Rolls-Royce: Business Aviation Grown Up

Business aviation has grown up, according to Rolls-Royce. "The market is large enough to be driven by macroeconomic trends," says market planning director Mike Miller, author of the company's current market forecast that was released here on Monday. Miller suggests that the industry in future will track major market indicators and won't be suppressed by transient effects, like the luxury taxes that depressed sales in the late 1980s.

Rolls-Royce sees re-adjustments in the fractional business as operators seek profits. Aircraft manufacturers "will have to decide whether fractional programs are a core activity," Miller says. Rolls-Royce is "watching carefully" for trends in the size of the fractional backlog, because a shift in the fortunes of fractionals could have a major effect on the business.

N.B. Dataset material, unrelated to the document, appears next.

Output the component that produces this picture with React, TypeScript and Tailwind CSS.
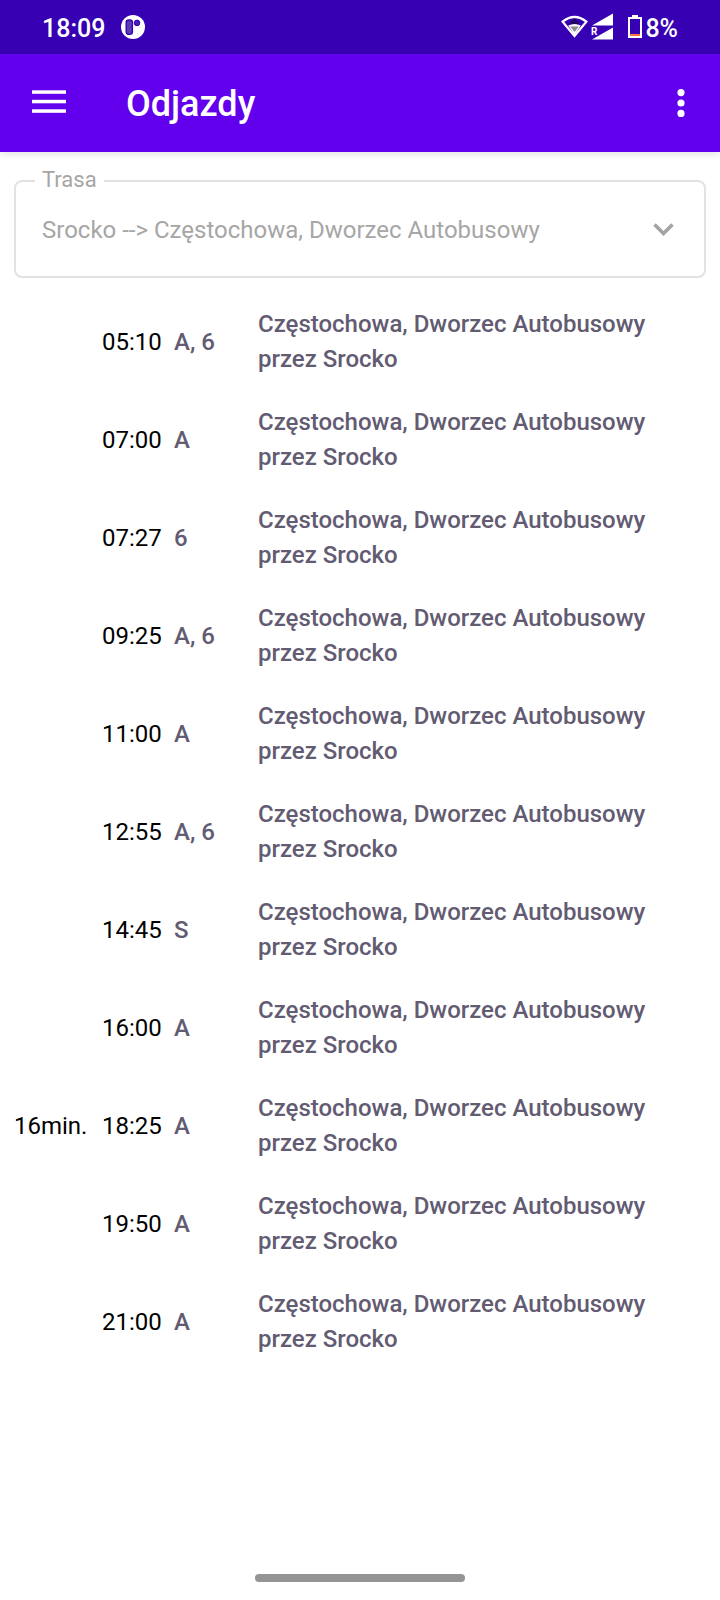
type Departure = {
  time: string;
  marks: string;
  wait?: string;
};

const departures: Departure[] = [
  { time: "05:10", marks: "A, 6" },
  { time: "07:00", marks: "A" },
  { time: "07:27", marks: "6" },
  { time: "09:25", marks: "A, 6" },
  { time: "11:00", marks: "A" },
  { time: "12:55", marks: "A, 6" },
  { time: "14:45", marks: "S" },
  { time: "16:00", marks: "A" },
  { time: "18:25", marks: "A", wait: "16min." },
  { time: "19:50", marks: "A" },
  { time: "21:00", marks: "A" },
];

function StatusBar() {
  return (
    <div className="flex h-[54px] items-center justify-between bg-[#3700b3] px-[42px] text-[25px] leading-8 font-medium text-white">
      <div className="flex items-center gap-4">
        <span className="pt-1">18:09</span>
        <svg className="size-6" viewBox="0 0 24 24" aria-hidden="true">
          <circle cx="12" cy="12" r="12" fill="#fff" />
          <rect x="5.2" y="5" width="6.2" height="14.4" rx="2.6" fill="#5c3cb4" stroke="#3700b3" strokeWidth="1.4" />
          <circle cx="16" cy="7.9" r="2.8" fill="#4a20b0" stroke="#3700b3" strokeWidth="1" />
        </svg>
      </div>
      <div className="flex items-center">
        <svg className="h-7 w-[52px]" viewBox="0 0 52 28" aria-hidden="true">
          <path d="M1.6 8.6Q13.5 -0.6 25.4 8.6L13.5 23Z" fill="none" stroke="#fff" strokeWidth="2.2" />
          <path d="M13.5 5L18.5 11H8.5Z" fill="#1d0560" />
          <path d="M7.2 12.6Q13.5 9.4 19.8 12.6L13.5 22Z" fill="#fff" />
          <path d="M9.2 13.4H17.8L13.5 19Z" fill="#8a8a8a" />
          <path d="M31 12.5L52 0.5V12.5Z" fill="#fff" />
          <path d="M31 26.5L52 14.5V26.5Z" fill="#fff" />
          <path d="M29 14H37.5V22L36 23H29Z" fill="#3700b3" />
          <text x="30" y="22.3" fontSize="10" fontWeight="700" fill="#fff">R</text>
        </svg>
        <svg className="ml-[15px] h-6 w-[14px]" viewBox="0 0 14 24" aria-hidden="true">
          <path d="M4 0H10V3H4Z" fill="#fff" />
          <rect x="1" y="3" width="12" height="19" fill="none" stroke="#fff" strokeWidth="2" />
          <rect x="2" y="19" width="10" height="2" fill="#ff7043" />
        </svg>
        <span className="ml-[3px] pt-1">8%</span>
      </div>
    </div>
  );
}

function AppBar() {
  return (
    <header className="flex h-[98px] items-center bg-[#6200ee] pr-4 pl-8 text-white shadow-[0_2px_8px_rgba(0,0,0,0.12)]">
      <button type="button" aria-label="Menu" className="flex h-14 items-center pb-[3px]">
        <svg className="h-6 w-[34px]" viewBox="0 0 34 24" fill="#fff" aria-hidden="true">
          <rect y="0.3" width="34" height="3.5" />
          <rect y="9.8" width="34" height="3.5" />
          <rect y="19.3" width="34" height="3.5" />
        </svg>
      </button>
      <h1 className="ml-[60px] flex-1 pt-0.5 text-4xl font-medium">Odjazdy</h1>
      <button type="button" aria-label="Więcej" className="flex h-14 w-14 items-center justify-center pl-[10px]">
        <svg className="h-7 w-2" viewBox="0 0 8 28" fill="#fff" aria-hidden="true">
          <circle cx="4" cy="3.6" r="3.6" />
          <circle cx="4" cy="14" r="3.6" />
          <circle cx="4" cy="24.4" r="3.6" />
        </svg>
      </button>
    </header>
  );
}

function RouteField() {
  return (
    <div className="relative mx-[14px] mt-7">
      <label htmlFor="route" className="absolute -top-3 left-[21px] bg-white px-[7px] text-[22px] leading-6 text-[#a6a6a6]">
        Trasa
      </label>
      <select
        id="route"
        disabled
        className="block h-[98px] w-full appearance-none rounded-lg border-2 border-[#e2e2e2] bg-transparent pt-0.5 pr-20 pl-[26px] text-2xl text-[#a6a6a6] opacity-100"
      >
        <option>Srocko --&gt; Częstochowa, Dworzec Autobusowy</option>
      </select>
      <svg className="pointer-events-none absolute top-[43px] right-8 h-[13px] w-[21px]" viewBox="0 0 21 13" aria-hidden="true">
        <path d="M1.5 1.5L10.5 10.5L19.5 1.5" fill="none" stroke="#a3a3a3" strokeWidth="3.6" />
      </svg>
    </div>
  );
}

function DepartureTable() {
  return (
    <table className="mt-[15px] w-full table-fixed text-left text-2xl text-black" aria-label="Odjazdy">
      <colgroup>
        <col className="w-[102px]" />
        <col className="w-[72px]" />
        <col className="w-[84px]" />
        <col />
      </colgroup>
      <tbody>
        {departures.map((d) => (
          <tr key={d.time} className="h-[98px]">
            <td className="p-0 pl-[14px]">{d.wait}</td>
            <td className="p-0">{d.time}</td>
            <td className="p-0 font-medium text-[#625b71]">{d.marks}</td>
            <td className="p-0 pr-[14px] leading-[35px] font-medium text-[#625b71]">
              Częstochowa, Dworzec Autobusowy
              <br />
              przez Srocko
            </td>
          </tr>
        ))}
      </tbody>
    </table>
  );
}

export default function App() {
  return (
    <div className="flex min-h-screen flex-col bg-white font-['Roboto',sans-serif]">
      <StatusBar />
      <AppBar />
      <main className="flex-1">
        <RouteField />
        <DepartureTable />
      </main>
      <div className="flex justify-center pb-[18px]">
        <div className="h-2 w-[210px] rounded-full bg-[#949494]" />
      </div>
    </div>
  );
}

Another sign of a maturing business, Miller points out, is retirements: "Only 7% of all the jets ever delivered have been retired," says Miller, but RVSM, age and noise will conspire to accelerate the pasturing of worn-out nags-and provide a relatively stable replacement market.

Like Honeywell, Rolls-Royce steers clear of any attempt to gauge the size of the market for new, smaller and cheaper airplanes. Miller notes, though, that the small jets contain three of the classic ingredients for disruptive technology: "New markets, new investment sources and new technology. They could disrupt the lower tier of today's market, sending a ripple through the rest of the business."